# Founder Rank
This notebook implements all ranking workflows. Data pipeline to be added.

### Preprocessing

1. Encoding
   - Convert founder profiles to numerical values (ordinals) using:
     - Configuration mappings from `src.config.Config.MATRIX`
     - Profile evaluation via `src.clients.perplexity_client.eval_person`
   - Transform ordinals into feature vectors:
     - Each ordinal value is converted to one-hot encoding
     - All one-hot vectors are concatenated into a single feature vector
     - Implementation: `src.processing.transforms.transform`
2. Dataset Creation
   - Synthetic Data (`src.datagen.datagen.DataGenerator`):
     - Generate founder attributes using pdfs defined in `src.config.Config.SYNTH`
     - Assign binary success labels based on predefined criteria (exit or Series B)
   
   - YC Dataset:
     - Scraped batches 2012-2021 and top companies via `src.clients.yc_client` and eval exits, funding via `src.clients.perplexity_client.eval_company`.
     - Top YC Companies:
        - Known to be successful.
     - Batches
        - YC W/S 21 have targets for now.
     - Implementation: `notebooks.live-data.ipynb` & `src.clients.yc_client`
3. Split
    - Training is synth + some batch data
    - Val/Test is top YC and batch

### Model 

1. Architecutre
    - Models (`src.models.quadratic`):
        - `QuadraticModel`: Learns pairwise feature interactions via W matrix
        - `QuadMLP`: tries to capture nonlinearity or higher order (marginal imporvement )
            - Quadratic: x^T W x captures explicit pairwise interactions
            - MLP: [64] -> LN -> GELU -> D(0.2) -> [32] -> LN -> GELU -> D(0.1) -> [1]
    - Confidence scoring:
        - Raw score: $f(x)$ = quadratic + mlp terms 
        - Probability: $P(success | x) = σ(f(x))$


In [None]:
import pandas as pd
import numpy as np
import sys



sys.path.append('..')

from src.clients.perplexity_client import PerplexityClient
from src.clients.proxycurl_client import ProxycurlClient
from src.config.config import cfg   
from src.processing.transforms import ProfileTransforms

from src.clients.perplexity_client import PerplexityClient
from src.clients.proxycurl_client import ProxycurlClient
from src.processing.transforms import ProfileTransforms
import pandas as pd
import numpy as np
import sys
import os
import requests
from dotenv import load_dotenv

MATRIX=cfg.MATRIX
load_dotenv()

In [2]:
px = ProxycurlClient()
import requests
import os
from dotenv import load_dotenv
import os
import requests

load_dotenv()

founders = pd.read_csv('../data/live/yc/W21.csv')
founders = founders[~((founders['exit_value_usd'] == 0) & (founders['total_funding_usd'] == 0))]

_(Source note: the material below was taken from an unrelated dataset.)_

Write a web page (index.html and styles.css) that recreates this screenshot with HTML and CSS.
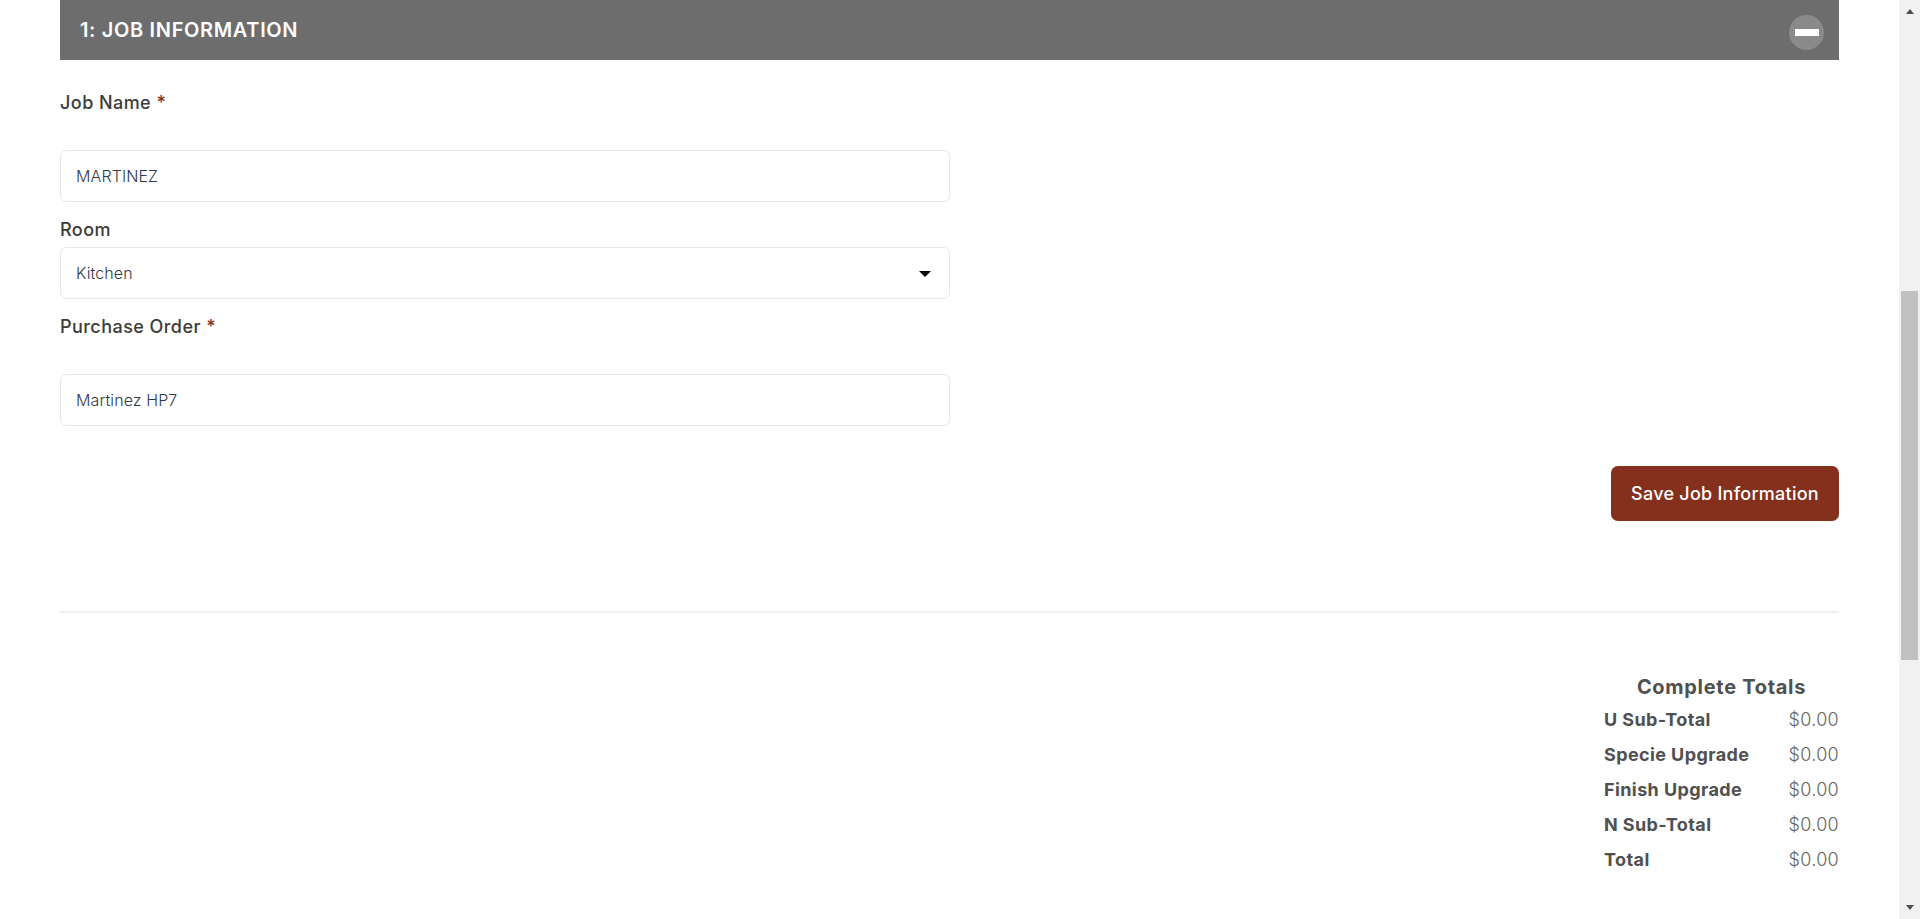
FILE: index.html
```html
<!DOCTYPE html>
<html>
<head>
    <title>Job Information</title>
    <link rel="stylesheet" href="styles.css">
</head>
<body>
    <div class="page">
        <div class="content">
            <div class="section-header">
                <h2>1: Job Information</h2>
                <button class="collapse-btn" aria-label="Collapse"><span class="minus"></span></button>
            </div>

            <div class="form-group">
                <label class="label-tall" for="jobName">Job Name <span class="required">*</span></label>
                <input type="text" id="jobName" value="MARTINEZ">
            </div>
            <div class="form-group">
                <label for="room">Room</label>
                <div class="select-wrap">
                    <select id="room">
                        <option>Kitchen</option>
                    </select>
                </div>
            </div>
            <div class="form-group">
                <label class="label-tall" for="purchaseOrder">Purchase Order <span class="required">*</span></label>
                <input type="text" id="purchaseOrder" value="Martinez HP7">
            </div>

            <div class="actions">
                <button class="save-btn">Save Job Information</button>
            </div>

            <hr class="divider">

            <div class="totals-row">
                <div class="totals">
                    <h3>Complete Totals</h3>
                    <div class="total-line"><strong>U Sub-Total</strong><span>$0.00</span></div>
                    <div class="total-line"><strong>Specie Upgrade</strong><span>$0.00</span></div>
                    <div class="total-line"><strong>Finish Upgrade</strong><span>$0.00</span></div>
                    <div class="total-line"><strong>N Sub-Total</strong><span>$0.00</span></div>
                    <div class="total-line"><strong>Total</strong><span>$0.00</span></div>
                </div>
            </div>
        </div>

        <div class="scrollbar">
            <span class="arrow-up"></span>
            <div class="track"><div class="thumb"></div></div>
            <span class="arrow-down"></span>
        </div>
    </div>
</body>
</html>
```

FILE: styles.css
```css
* {
    box-sizing: border-box;
}
html, body {
    margin: 0;
    height: 100%;
    overflow: hidden;
}
body {
    font-family: Inter, "Open Sans", sans-serif;
    background-color: #fff;
    color: #3b3b3b;
}
.page {
    display: flex;
    height: 919px;
}
.content {
    flex: 1;
    padding: 0 60px;
}
.section-header {
    display: flex;
    align-items: center;
    justify-content: space-between;
    height: 60px;
    padding: 0 15px 0 20px;
    background-color: #6d6d6d;
}
.section-header h2 {
    margin: 0;
    color: #fff;
    font-size: 20px;
    font-weight: 600;
    letter-spacing: 0.65px;
    line-height: 60px;
    text-transform: uppercase;
}
.collapse-btn {
    display: flex;
    align-items: center;
    justify-content: center;
    width: 35px;
    height: 35px;
    margin-top: 5px;
    padding: 0;
    border: none;
    border-radius: 50%;
    background-color: #8a8a8a;
}
.minus {
    display: block;
    width: 24px;
    height: 7px;
    background-color: #fff;
}
.form-group {
    width: 890px;
    padding-top: 16px;
}
.section-header + .form-group {
    padding-top: 31px;
}
label {
    display: block;
    margin-bottom: 5px;
    font-size: 18px;
    font-weight: 500;
    line-height: 24px;
    letter-spacing: 0.45px;
}
.label-tall {
    margin-bottom: 35px;
}
.required {
    color: #85301c;
}
input[type="text"], select {
    display: block;
    width: 100%;
    height: 52px;
    padding: 0 15px;
    border: 1px solid #e8e8e8;
    border-radius: 6px;
    background-color: #fff;
    color: #2f3a48;
    font-family: inherit;
    font-size: 16px;
    font-weight: 300;
    letter-spacing: 0.1px;
}
select {
    appearance: none;
}
.select-wrap {
    position: relative;
}
.select-wrap::after {
    content: "";
    position: absolute;
    top: 24px;
    right: 19px;
    border-top: 6px solid #000;
    border-left: 6.5px solid transparent;
    border-right: 6.5px solid transparent;
}
.actions {
    display: flex;
    justify-content: flex-end;
    margin-top: 40px;
}
.save-btn {
    width: 228px;
    height: 55px;
    padding: 0;
    border: none;
    border-radius: 7px;
    background-color: #85301c;
    color: #fff;
    font-family: inherit;
    font-size: 18px;
    font-weight: 500;
    letter-spacing: 0.25px;
}
.divider {
    height: 2px;
    margin: 90px 0 0;
    border: none;
    background-color: #f0f0f0;
}
.totals-row {
    display: flex;
    justify-content: flex-end;
    margin-top: 62px;
}
.totals {
    width: 235px;
    color: #505050;
}
.totals h3 {
    margin: 0 0 3px;
    font-size: 20px;
    font-weight: 700;
    line-height: 24px;
    text-align: center;
    letter-spacing: 0.7px;
}
.total-line {
    display: flex;
    justify-content: space-between;
    height: 35px;
    align-items: center;
    font-size: 18px;
    letter-spacing: 0.4px;
}
.total-line strong {
    font-weight: 700;
}
.total-line span {
    color: #666;
    font-weight: 300;
    letter-spacing: 0.3px;
}
.scrollbar {
    display: flex;
    flex-direction: column;
    align-items: center;
    width: 21px;
    background-color: #f1f1f1;
}
.arrow-up, .arrow-down {
    flex: none;
    width: 0;
    margin: 9px 0;
    border-left: 4.5px solid transparent;
    border-right: 4.5px solid transparent;
}
.arrow-up {
    border-bottom: 5px solid #505050;
}
.arrow-down {
    border-top: 5px solid #505050;
}
.track {
    flex: 1;
    width: 100%;
    padding: 268px 2px 0 2px;
}
.thumb {
    height: 369px;
    background-color: #c1c1c1;
}
```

founders = founders.head(3)

linkedin_profiles = []

for idx, row in founders.iterrows():
    params = {
        'linkedin_profile_url': row['LinkedIn'],
        'use_cache': 'if-present'
    }
    
    api_key =os.getenv('PROXYCURL_API_KEY')
    headers = {'Authorization': 'Bearer ' + api_key}
    api_endpoint = 'https://nubela.co/proxycurl/api/v2/linkedin'
    params = {
        'linkedin_profile_url': row['LinkedIn'],
        'use_cache': 'if-present',
    }
    response = requests.get(api_endpoint,params=params,headers=headers)
    linkedin_profiles.append(response.json())
    
# Convert to DataFrame for easier analysis
linkedin_df = pd.DataFrame(linkedin_profiles)


In [None]:
linkedin_profiles

In [4]:
T = ProfileTransforms(data={}, matrix=MATRIX)

df = T.transform_person_endpt(profile_list=linkedin_profiles, cutoff_date=2020)
T.df = df


In [None]:
df

In [6]:
pc = PerplexityClient()
df = T.transform(pc, process_profiles=False)

In [None]:
df

In [None]:
feature_matrix = T.create_feature_matrix()
df["feature_vector"] = list(feature_matrix)

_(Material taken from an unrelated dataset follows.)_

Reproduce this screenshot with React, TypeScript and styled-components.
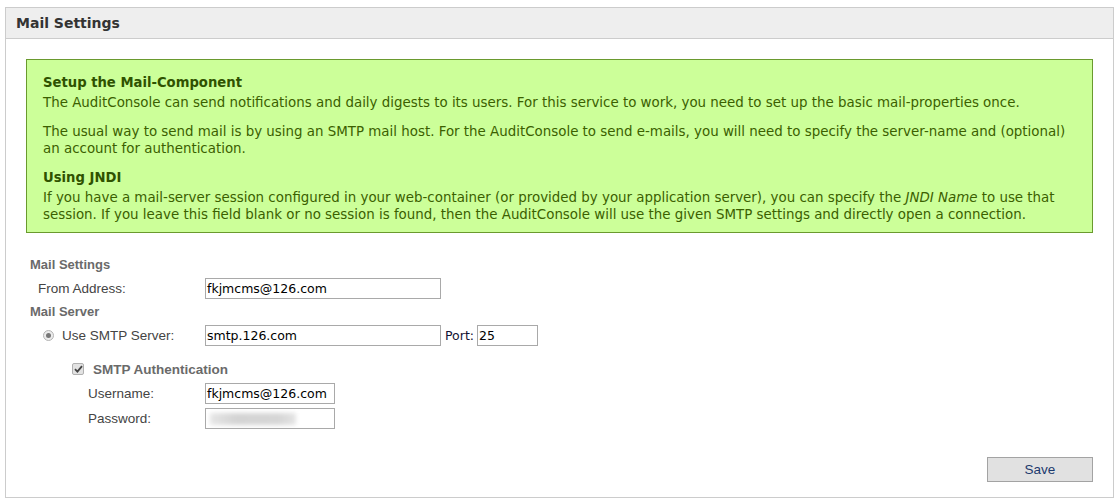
import React from 'react';
import styled, { createGlobalStyle } from 'styled-components';

const GlobalStyle = createGlobalStyle`
  html, body {
    margin: 0;
    padding: 0;
    background: #fff;
  }
`;

const Panel = styled.div`
  margin: 7px 6px 0 5px;
  height: 489px;
  border: 1px solid #cccccc;
  display: flex;
  flex-direction: column;
  font-family: 'DejaVu Sans', Verdana, sans-serif;
`;

const Header = styled.div`
  height: 30px;
  background: #eeeeee;
  border-bottom: 1px solid #cccccc;
  display: flex;
  align-items: center;
  padding-left: 10px;
  font-size: 14px;
  font-weight: bold;
  color: #333;
`;

const Body = styled.div`
  flex: 1;
  padding: 20px 20px 0 20px;
  display: flex;
  flex-direction: column;
`;

const InfoBox = styled.div`
  background: #ccff99;
  border: 1px solid #6a9a2e;
  padding: 14px 16px 9px 16px;
  color: #3b6000;
  font-size: 13.4px;
  line-height: 17px;

  h4 {
    margin: 0 0 3px 0;
    font-size: 13.2px;
    font-weight: bold;
    color: #2f5200;
  }

  p {
    margin: 0 0 12px 0;
  }

  p:last-child {
    margin-bottom: 0;
  }
`;

const Form = styled.div`
  padding-left: 4px;
  margin-top: 23px;
  font-family: 'Liberation Sans', Arial, sans-serif;
  font-size: 13.5px;
  color: #333;
  display: flex;
  flex-direction: column;
`;

const SectionLabel = styled.div<{ $top?: number }>`
  height: 18px;
  line-height: 18px;
  font-size: 13px;
  font-weight: bold;
  color: #6a6a6a;
  margin-top: ${(p) => p.$top ?? 0}px;
`;

const Row = styled.div<{ $top?: number }>`
  display: flex;
  align-items: center;
  height: 21px;
  margin-top: ${(p) => p.$top ?? 0}px;
`;

const LabelCell = styled.div<{ $indent: number }>`
  width: 175px;
  box-sizing: border-box;
  padding-left: ${(p) => p.$indent}px;
  display: flex;
  align-items: center;
  color: #444;
`;

const Field = styled.div<{ $width: number }>`
  width: ${(p) => p.$width}px;
  height: 21px;
  box-sizing: border-box;
  border: 1px solid #a9a9a9;
  padding-left: 1px;
  display: flex;
  align-items: center;
  font-family: 'DejaVu Sans', Tahoma, sans-serif;
  font-size: 12.5px;
  color: #000;
  background: #fff;
  overflow: hidden;
`;

const Blurred = styled.span`
  display: block;
  width: 86px;
  height: 12px;
  margin-left: 3px;
  background: linear-gradient(90deg, #e6e6e6, #d4d4d4 30%, #d6d6d6 80%, #e4e4e4);
  filter: blur(2px);
`;

const PortLabel = styled.span`
  font-family: 'DejaVu Sans', Tahoma, sans-serif;
  font-size: 12.5px;
  color: #111133;
  margin: 0 3px 0 4px;
`;

const Radio = styled.span`
  width: 11px;
  height: 11px;
  border-radius: 50%;
  border: 1px solid #b4b4b4;
  background: #ececec;
  box-sizing: border-box;
  display: inline-flex;
  align-items: center;
  justify-content: center;
  margin-right: 8px;

  &::after {
    content: '';
    width: 5px;
    height: 5px;
    border-radius: 50%;
    background: #777;
  }
`;

const CheckRow = styled.div`
  display: flex;
  align-items: center;
  height: 18px;
  margin-top: 14px;
  padding-left: 42px;
  font-weight: bold;
  color: #6a6a6a;
`;

const CheckBox = styled.span`
  width: 12px;
  height: 12px;
  border: 1px solid #b0b0b0;
  border-radius: 2px;
  background: #e2e2e2;
  box-sizing: border-box;
  display: inline-flex;
  align-items: center;
  justify-content: center;
  margin-right: 9px;
`;

const Footer = styled.div`
  display: flex;
  justify-content: flex-end;
  margin-top: 28px;
`;

const SaveButton = styled.button`
  width: 106px;
  height: 25px;
  background: #e1e1e1;
  border: 1px solid #a3a3a3;
  font-family: 'Liberation Sans', Arial, sans-serif;
  font-size: 13.5px;
  color: #1c3a6e;
  padding: 0;
  cursor: pointer;
`;

const App: React.FC = () => {
  return (
    <>
      <GlobalStyle />
      <Panel>
        <Header>Mail Settings</Header>
        <Body>
          <InfoBox>
            <h4>Setup the Mail-Component</h4>
            <p>
              The AuditConsole can send notifications and daily digests to its users. For this service
              to work, you need to set up the basic mail-properties once.
            </p>
            <p>
              The usual way to send mail is by using an SMTP mail host. For the AuditConsole to send
              e-mails, you will need to specify the server-name and (optional) an account for
              authentication.
            </p>
            <h4>Using JNDI</h4>
            <p>
              If you have a mail-server session configured in your web-container (or provided by your
              application server), you can specify the <em>JNDI Name</em> to use that session. If you
              leave this field blank or no session is found, then the AuditConsole will use the given
              SMTP settings and directly open a connection.
            </p>
          </InfoBox>

          <Form>
            <SectionLabel>Mail Settings</SectionLabel>
            <Row $top={4}>
              <LabelCell $indent={8}>From Address:</LabelCell>
              <Field $width={236}>fkjmcms@126.com</Field>
            </Row>
            <SectionLabel $top={4}>Mail Server</SectionLabel>
            <Row $top={4}>
              <LabelCell $indent={13}>
                <Radio />
                Use SMTP Server:
              </LabelCell>
              <Field $width={236}>smtp.126.com</Field>
              <PortLabel>Port:</PortLabel>
              <Field $width={61}>25</Field>
            </Row>
            <CheckRow>
              <CheckBox>
                <svg width="9" height="8" viewBox="0 0 9 8">
                  <path d="M1 4.2 L3.4 6.6 L8 1.2" fill="none" stroke="#444" strokeWidth="1.8" />
                </svg>
              </CheckBox>
              SMTP Authentication
            </CheckRow>
            <Row $top={5}>
              <LabelCell $indent={58}>Username:</LabelCell>
              <Field $width={130}>fkjmcms@126.com</Field>
            </Row>
            <Row $top={4}>
              <LabelCell $indent={58}>Password:</LabelCell>
              <Field $width={130}>
                <Blurred />
              </Field>
            </Row>
          </Form>

          <Footer>
            <SaveButton>Save</SaveButton>
          </Footer>
        </Body>
      </Panel>
    </>
  );
};

export default App;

df[["Name", "Current Company", "Current Title", "Linkedin", "feature_vector"]]

In [None]:
df

In [10]:
# Get dimensions for each category from MATRIX config
dimensions = {}
start_idx = 0
for cat in cfg.MATRIX:
    dim = cfg.MATRIX[cat]["DIMENSION"]
    dimensions[cat] = (start_idx, start_idx + dim)
    start_idx += dim

# Extract feature vectors into separate columns
feature_vectors = np.array(df["feature_vector"].tolist())

# Create new columns for each feature
feature_names = []
for cat, (start, end) in dimensions.items():
    for i in range(end - start):
        if cfg.MATRIX[cat]["DIMENSION"] == 3:
            col_name = f"{cat}_{i+1}"
        else:
            col_name = f"{cat}_{i}"
        df[col_name] = feature_vectors[:, start + i]
        feature_names.append(col_name)

# Drop the feature_vector column
df = df.drop("feature_vector", axis=1)

In [None]:
df

In [None]:
import torch
from src.models.quadratic import QuadMLP 
from sklearn.preprocessing import StandardScaler 

device = torch.device("cuda" if torch.cuda.is_available() else "cpu")
model_path = "../models/founder_rank.pt"
model = QuadMLP(input_dim=26, hidden_dim=64) 

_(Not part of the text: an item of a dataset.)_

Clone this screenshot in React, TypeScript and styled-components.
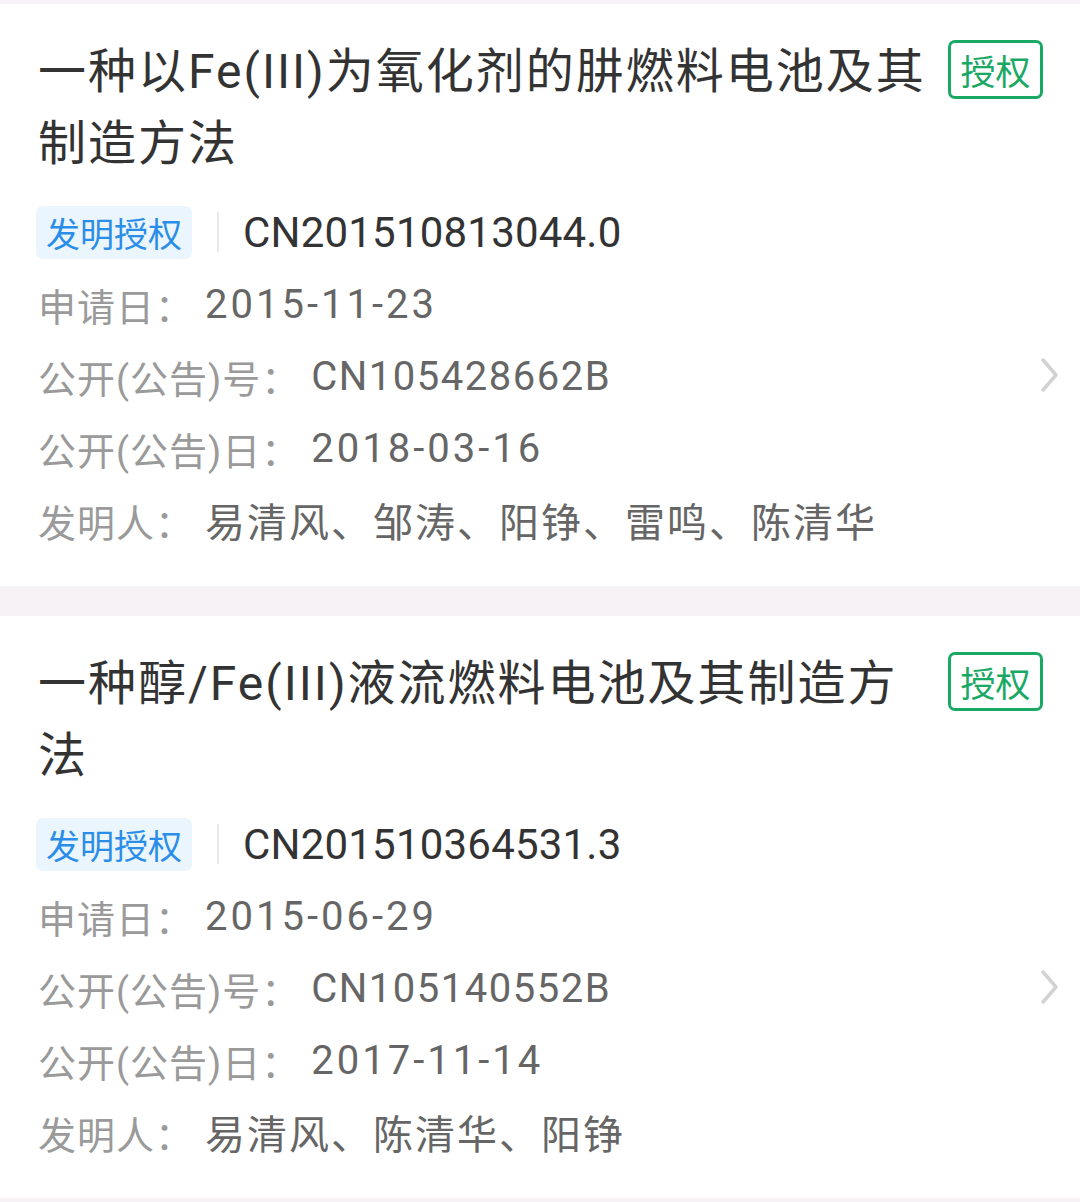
import React from 'react';
import styled, { createGlobalStyle } from 'styled-components';

const GlobalStyle = createGlobalStyle`
  html, body {
    margin: 0;
    padding: 0;
    background: #f6f2f5;
  }
  body {
    font-family: Roboto, "Noto Sans CJK SC", sans-serif;
    -webkit-font-smoothing: antialiased;
  }
`;

const List = styled.div`
  display: flex;
  flex-direction: column;
  gap: 30px;
  padding: 4px 0;
`;

const Card = styled.div`
  background: #fff;
  padding: 32px 20px 30px 38px;
`;

const Header = styled.div`
  display: flex;
  align-items: flex-start;
  gap: 14px;
  padding-right: 17px;
  margin-bottom: 16px;
`;

const Title = styled.div`
  flex: 1;
  font-size: 48px;
  line-height: 72px;
  letter-spacing: 2px;
  color: #333;
  white-space: pre-line;
`;

const Status = styled.div`
  flex: none;
  margin-top: 4px;
  width: 95px;
  height: 59px;
  box-sizing: border-box;
  border: 3px solid #1aa865;
  border-radius: 7px;
  color: #1aa865;
  font-size: 35px;
  display: flex;
  align-items: center;
  justify-content: center;
`;

const Body = styled.div`
  display: flex;
  align-items: center;
`;

const Fields = styled.div`
  flex: 1;
  display: flex;
  flex-direction: column;
`;

const Row = styled.div`
  height: 72px;
  display: flex;
  align-items: center;
`;

const Tag = styled.span`
  margin-left: -2px;
  height: 53px;
  padding: 0 10px;
  border-radius: 7px;
  background: #ebf5fe;
  color: #2a8ee8;
  font-size: 34px;
  display: flex;
  align-items: center;
`;

const Divider = styled.span`
  width: 2px;
  height: 40px;
  margin: 0 24px 0 25px;
  background: #e8e8e8;
`;

const Number = styled.span`
  font-size: 42px;
  color: #333;
  letter-spacing: 0.2px;
`;

const Label = styled.span`
  font-size: 38px;
  color: #9a9a9a;
  letter-spacing: 1px;
  margin-right: 11px;
`;

const Value = styled.span<{ $tracking: number }>`
  font-size: 40px;
  color: #666;
  letter-spacing: ${(p) => p.$tracking}px;
`;

const Chevron = styled.svg`
  flex: none;
  width: 22px;
  height: 40px;
`;

type Patent = {
  title: string;
  kind: string;
  appNo: string;
  appDate: string;
  pubNo: string;
  pubDate: string;
  inventors: string;
};

const patents: Patent[] = [
  {
    title: '一种以Fe(III)为氧化剂的肼燃料电池及其\n制造方法',
    kind: '发明授权',
    appNo: 'CN201510813044.0',
    appDate: '2015-11-23',
    pubNo: 'CN105428662B',
    pubDate: '2018-03-16',
    inventors: '易清风、邹涛、阳铮、雷鸣、陈清华',
  },
  {
    title: '一种醇/Fe(III)液流燃料电池及其制造方\n法',
    kind: '发明授权',
    appNo: 'CN201510364531.3',
    appDate: '2015-06-29',
    pubNo: 'CN105140552B',
    pubDate: '2017-11-14',
    inventors: '易清风、陈清华、阳铮',
  },
];

const PatentCard = ({ p }: { p: Patent }) => (
  <Card>
    <Header>
      <Title>{p.title}</Title>
      <Status>授权</Status>
    </Header>
    <Body>
      <Fields>
        <Row>
          <Tag>{p.kind}</Tag>
          <Divider />
          <Number>{p.appNo}</Number>
        </Row>
        <Row>
          <Label>申请日：</Label>
          <Value $tracking={3}>{p.appDate}</Value>
        </Row>
        <Row>
          <Label>公开(公告)号：</Label>
          <Value $tracking={1.5}>{p.pubNo}</Value>
        </Row>
        <Row>
          <Label>公开(公告)日：</Label>
          <Value $tracking={3}>{p.pubDate}</Value>
        </Row>
        <Row>
          <Label>发明人：</Label>
          <Value $tracking={2}>{p.inventors}</Value>
        </Row>
      </Fields>
      <Chevron viewBox="0 0 22 40">
        <path d="M5 4 L18 19 L5 34" fill="none" stroke="#d2d2d2" strokeWidth="3.5" strokeLinecap="round" strokeLinejoin="round" />
      </Chevron>
    </Body>
  </Card>
);

export default function App() {
  return (
    <>
      <GlobalStyle />
      <List>
        {patents.map((p) => (
          <PatentCard key={p.appNo} p={p} />
        ))}
      </List>
    </>
  );
}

# Load state dict and handle scaling parameters
state_dict = torch.load(model_path)
model.load_state_dict(state_dict)  # The model class already has quad_scale and mlp_scale defined
model.to(device)
model.eval()

# Prepare features
X = df[feature_names].values
scaler = StandardScaler()
X_scaled = scaler.fit_transform(X)
X_tensor = torch.FloatTensor(X_scaled).to(device)

# Evaluation
with torch.no_grad():
    logits = model(X_tensor)
    
    temperature = 2.0
    scaled_logits = logits / temperature
    
    probs = torch.sigmoid(scaled_logits).cpu().numpy()
    preds = (probs > 0.5).astype(int)

# Add predictions to dataframe    
df["raw_logits"] = logits.cpu().numpy()
df["success_probability"] = probs
df["predicted_success"] = preds

# Sort by probability to get rankings
ranked_founders = df.sort_values("success_probability", ascending=False)
print(ranked_founders[["Name", "Current Company", "success_probability", "predicted_success"]])